Source excerpt —
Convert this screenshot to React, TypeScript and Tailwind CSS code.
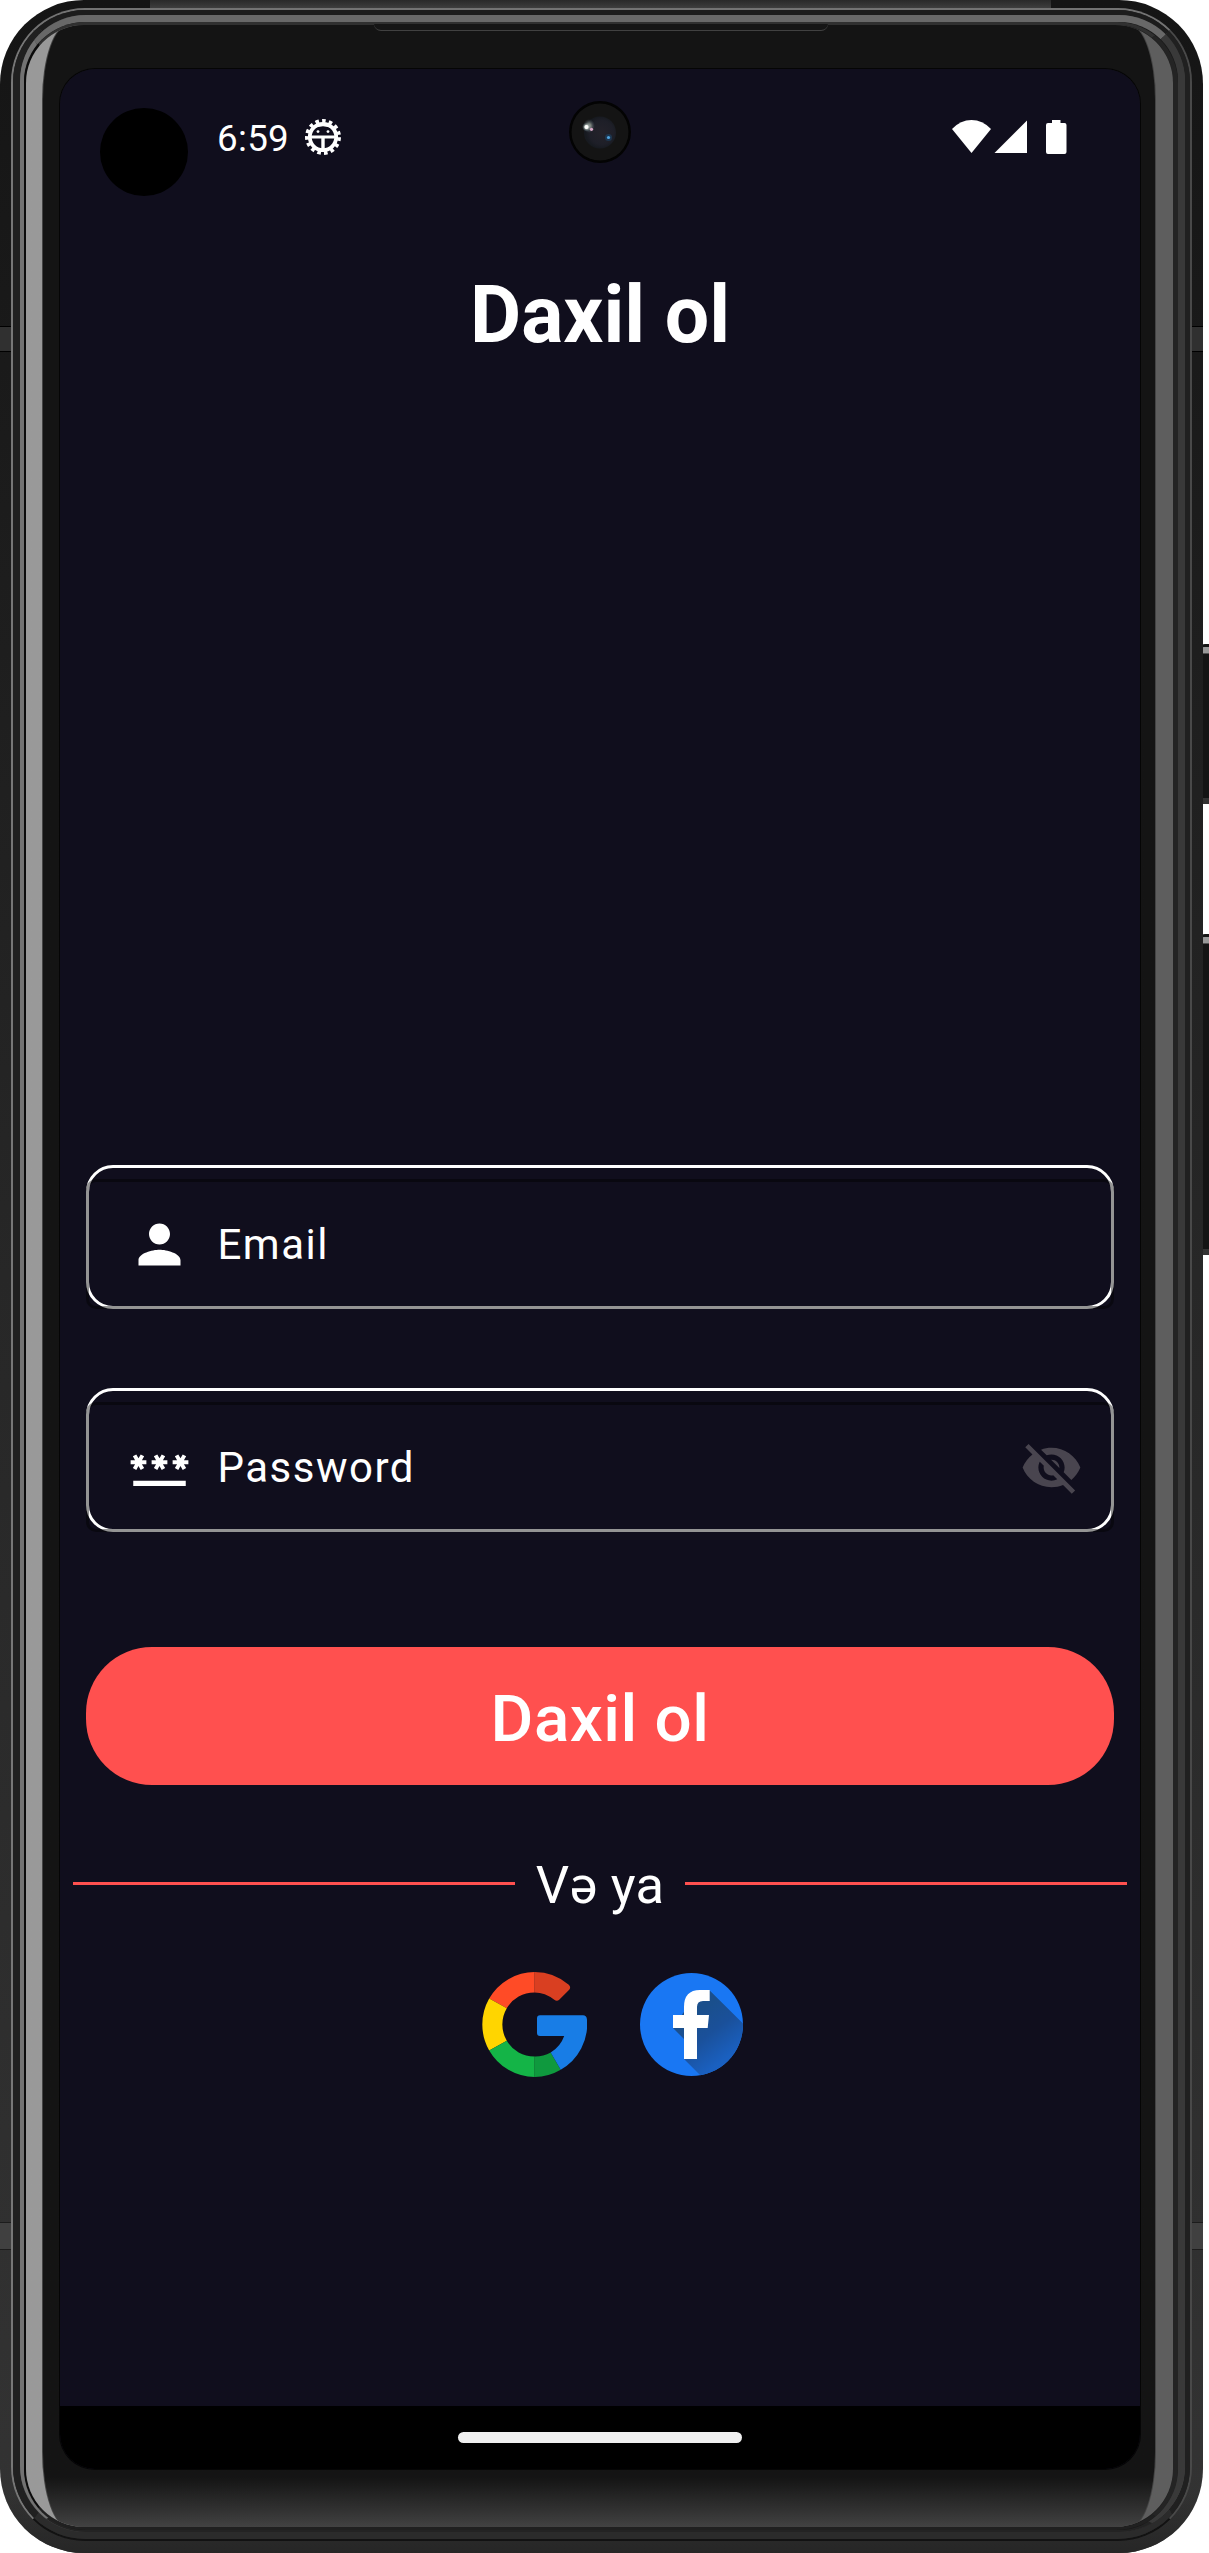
import type { ReactNode } from "react";
import { MdPassword, MdPerson, MdVisibilityOff } from "react-icons/md";

function BugIcon() {
  return (
    <svg viewBox="0 0 36 36" className="h-9 w-9" fill="none" stroke="#fff">
      <circle cx="18" cy="18" r="13.2" strokeWidth="3.8" />
      <circle cx="18" cy="18" r="16.2" strokeWidth="3.6" strokeDasharray="3.6 3.186" strokeDashoffset="-0.3" />
      <path d="M5 18h26" strokeWidth="2.8" />
      <path d="M18 18v15" strokeWidth="3.4" />
      <path d="M8 10Q18 2 28 10Q18 4.500 8 10Z" fill="#fff" stroke="none" />
      <circle cx="13" cy="12.600" r="1.400" fill="#fff" stroke="none" />
      <circle cx="23" cy="12.600" r="1.400" fill="#fff" stroke="none" />
    </svg>
  );
}

function SystemIcons() {
  return (
    <svg viewBox="0 0 115 35" className="h-[35px] w-[115px]" fill="#fff">
      <path d="M0 9Q8.500 0 19.500 0T39 9L19.500 33Z" />
      <path d="M42.500 33L75 .5V33Z" />
      <path d="M100 0h8.500v3h4a2 2 0 0 1 2 2v27a2 2 0 0 1-2 2h-16.500a2 2 0 0 1-2-2v-27a2 2 0 0 1 2-2h4Z" />
    </svg>
  );
}

function Camera() {
  return (
    <svg viewBox="0 0 62 62" className="h-[62px] w-[62px]">
      <defs>
        <radialGradient id="lens" cx=".55" cy=".5" r=".5">
          <stop offset="0" stopColor="#24222a" />
          <stop offset=".75" stopColor="#1e1f28" />
          <stop offset="1" stopColor="#171a20" />
        </radialGradient>
        <radialGradient id="glint">
          <stop offset="0" stopColor="#fff" />
          <stop offset=".3" stopColor="#cdd8c4" />
          <stop offset="1" stopColor="#52667a" stopOpacity="0" />
        </radialGradient>
      </defs>
      <circle cx="31" cy="31" r="31" fill="#030303" />
      <circle cx="31" cy="31" r="28.500" fill="#141414" />
      <circle cx="31" cy="31.500" r="16" fill="url(#lens)" />
      <ellipse cx="20" cy="25" rx="6" ry="7" fill="url(#glint)" opacity=".55" />
      <circle cx="17.500" cy="26" r="4.500" fill="url(#glint)" />
      <circle cx="17.500" cy="26" r="2" fill="#fff" />
      <circle cx="22.500" cy="28.300" r="1.600" fill="#d9a9c8" />
      <circle cx="39.500" cy="36.500" r="3.500" fill="#1d4468" opacity=".6" />
      <circle cx="39.500" cy="36.500" r="1.600" fill="#4fa4e0" />
    </svg>
  );
}

function GoogleLogo() {
  return (
    <svg viewBox="0 0 105 105" className="h-[105px] w-[105px]">
      <path d="M7.200 26.500L24.800 36.200A32 32 0 0 1 52.700 20.500V0A52.500 52.500 0 0 0 7.200 26.500Z" fill="#ff4b26" />
      <path d="M52.700 0V20.500Q63 20.500 72.300 27.800Q75 29.800 77.200 27.700L87.200 17.700Q89.300 15.200 86.800 12.800Q72 0 52.700 0Z" fill="#d93f21" />
      <path d="M7.200 26.500L24.800 36.200A32 32 0 0 0 24.800 68.800L7.200 78.500A52.500 52.500 0 0 1 7.200 26.500Z" fill="#ffd500" />
      <path d="M7.200 78.500L24.800 68.800A32 32 0 0 0 52.700 84.500V105A52.500 52.500 0 0 1 7.200 78.500Z" fill="#14b447" />
      <path d="M52.700 84.500A32 32 0 0 0 68.700 80.500L78.700 97.800A52.500 52.500 0 0 1 52.700 105Z" fill="#0f993e" />
      <path d="M78.700 97.800L68.700 80.500Q78.500 74.500 82.200 64H58Q55 64 55 61V46.300Q55 43.300 58 43.300H101Q104.400 43.300 104.900 47A52.500 52.500 0 0 1 78.700 97.800Z" fill="#187de6" />
    </svg>
  );
}

function FacebookLogo() {
  return (
    <svg viewBox="0 0 103 103" className="h-[103px] w-[103px]">
      <defs>
        <linearGradient id="fshade" x1="50" y1="45" x2="82" y2="88" gradientUnits="userSpaceOnUse">
          <stop offset="0" stopColor="#1a4f8c" />
          <stop offset=".45" stopColor="#1a509a" />
          <stop offset="1" stopColor="#1a60c0" />
        </linearGradient>
        <clipPath id="disc">
          <circle cx="51.500" cy="51.500" r="51.500" />
        </clipPath>
      </defs>
      <g clipPath="url(#disc)">
        <rect width="103" height="103" fill="#1977f3" />
        <path d="M69.700 17.500L110 57.500V110H68L44 86V66L33 55L50 30Z" fill="url(#fshade)" />
      </g>
      <path d="M44 86V55H33V42H44V34Q44 17 60 17H69.700V28H63Q57 28 57 34V42H69L67.700 55H57V86Z" fill="#fff" />
    </svg>
  );
}

function Field({ icon, label, trailing }: { icon: ReactNode; label: string; trailing?: ReactNode }) {
  return (
    <div className="relative flex h-36 items-center rounded-[27px] border-[3px] border-white pt-[15px] pr-[28px] pl-[38.500px]">
      <div className="absolute -inset-x-[3px] top-[11px] -bottom-[3px] rounded-[10px] border-[3px] border-black/42" />
      <span className="text-[63px]">{icon}</span>
      <span className="ml-[27px] flex-1 text-[42px] leading-[50px] tracking-[1.500px]">{label}</span>
      <span className="text-[63px] text-[#49454f]">{trailing}</span>
    </div>
  );
}

function Screen() {
  return (
    <main className="flex h-[2400px] w-[1080px] flex-col overflow-hidden rounded-[35px] bg-[#100e1d] text-white">
      <header className="relative flex h-[136px] items-start pl-10">
        <div className="mt-[39px] h-[88px] w-[88px] rounded-full bg-black" />
        <span className="mt-[48px] ml-[29px] w-[88px] text-[36.750px] leading-[44px] tracking-[0.300px]">6:59</span>
        <div className="mt-[50px]">
          <BugIcon />
        </div>
        <div className="mt-[51px] mr-[73px] ml-auto">
          <SystemIcons />
        </div>
        <div className="absolute top-[32px] left-[509px]">
          <Camera />
        </div>
      </header>
      <h1 className="mt-[64px] text-center text-[78.750px] leading-[92px] font-bold">Daxil ol</h1>
      <form className="mt-[804px] flex flex-col px-[26px]">
        <Field icon={<MdPerson />} label="Email" />
        <div className="h-[79px]" />
        <Field icon={<MdPassword />} label="Password" trailing={<MdVisibilityOff />} />
        <button type="button" className="mt-[115px] h-[138px] rounded-[66px] bg-[#ff504f] pt-[5px] text-[65.600px] leading-[77px] font-medium tracking-[0.500px]">
          Daxil ol
        </button>
      </form>
      <div className="mt-[66px] flex h-[64px] items-center gap-[21px] px-[13px]">
        <span className="h-[3px] flex-1 bg-[#ff504f]" />
        <span className="pt-[4px] text-[52.500px] leading-[62px] tracking-[0.250px]">Və ya</span>
        <span className="h-[3px] flex-1 bg-[#ff504f]" />
      </div>
      <div className="mt-[57px] flex items-center gap-[53px] pl-[422px]">
        <GoogleLogo />
        <FacebookLogo />
      </div>
      <footer className="mt-auto flex h-[63px] items-center justify-center bg-black">
        <span className="h-[11px] w-[284px] rounded-full bg-[#f0f0f0]" />
      </footer>
    </main>
  );
}

function Bezel({ children }: { children: ReactNode }) {
  return (
    <div className="relative h-[2553px] w-[1203px] overflow-hidden rounded-[84px] bg-linear-to-b from-[#151515] via-[#272727] via-50% to-[#333] pt-[8px] pr-[11px] pb-[12px] pl-[11px]">
      <div className="absolute top-0 left-[150px] h-[8px] w-[901px] bg-linear-to-b from-[#292929] to-[#3e3e3e]" />
      <div className="absolute inset-x-0 bottom-0 h-[60px] bg-linear-to-b from-transparent to-[#262626]" />
      <div className="absolute top-[326px] left-0 h-[26px] w-[11px] border-y border-black bg-[#303030]" />
      <div className="absolute top-[326px] right-0 h-[26px] w-[13px] border-y border-black bg-[#303030]" />
      <div className="absolute top-[2222px] left-0 h-[28px] w-[11px] border-y border-[#1c1c1c] bg-[#404040]" />
      <div className="absolute top-[2222px] right-0 h-[28px] w-[13px] border-y border-[#1c1c1c] bg-[#404040]" />
      <div className="relative h-full rounded-[74px] border-[2px] border-t-[#737373] border-r-[#494949] border-b-[#121212] border-l-[#777777] bg-[#222]">
        <div className="h-full rounded-[72px] border-t-[5px] border-r-[5px] border-b-[7px] border-l-[7px] border-t-[#1c1c1c] border-r-[#202020] border-b-[#2b2b2b] border-l-[#202020] bg-[#444]">
          <div className="h-full rounded-[66px] border-t-[7px] border-r-[7px] border-b-[2px] border-l-[4px] border-t-[#686868] border-r-[#393939] border-b-[#232323] border-l-[#727272] bg-[#191919]">
            <div className="h-full rounded-[61px] border-t-[3px] border-r-[5px] border-b-[3px] border-l-[2px] border-t-[#303030] border-r-[#242424] border-b-[#202020] border-l-[#0b0b0b] bg-[#191919]">
              <div className="h-full overflow-hidden rounded-[58px] bg-linear-to-r from-[#999] from-50% to-[#5e5e5e] to-50% pr-[18px] pl-[17px]">
                <div className="h-full rounded-[26px_26px_26px_26px/75px_75px_75px_75px] bg-[#141414] bg-linear-to-b from-[#141414] from-98% to-[#424242] pt-[44px] pr-[15px] pl-[17px] shadow-[0_0_0_1px_#444]">
                  <div className="rounded-[35px] shadow-[0_0_0_1px_#050505]">{children}</div>
                </div>
              </div>
            </div>
          </div>
        </div>
      </div>
      <div className="absolute top-[24px] left-[374px] h-[7px] w-[454px] rounded-b-[8px] border-b border-[#414141] bg-[#151515]" />
    </div>
  );
}

export default function App() {
  return (
    <div className="relative h-[2553px] w-[1209px] overflow-hidden bg-white font-['Roboto',sans-serif]">
      <div className="absolute top-[644px] right-0 h-[160px] w-[8px] rounded-tl-sm border-t-[3px] border-b-[6px] border-t-[#151515] border-b-[#333] bg-[#141414] bg-linear-to-b from-[#999] from-[6px] to-[#141414] to-[7px]" />
      <div className="absolute top-[934px] right-0 h-[321px] w-[8px] rounded-tl-sm border-t-[3px] border-b-[6px] border-t-[#151515] border-b-[#333] bg-[#141414] bg-linear-to-b from-[#999] from-[6px] to-[#141414] to-[7px]" />
      <Bezel>
        <Screen />
      </Bezel>
    </div>
  );
}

What is needed — Give again, word for word, every line from the top of the data above to the line holding "MdPassword, MdPerson, MdVisibilityOff", inclusive, with the pictures left out.

Response for this exercise —
Convert this screenshot to React, TypeScript and Tailwind CSS code.
import type { ReactNode } from "react";
import { MdPassword, MdPerson, MdVisibilityOff } from "react-icons/md";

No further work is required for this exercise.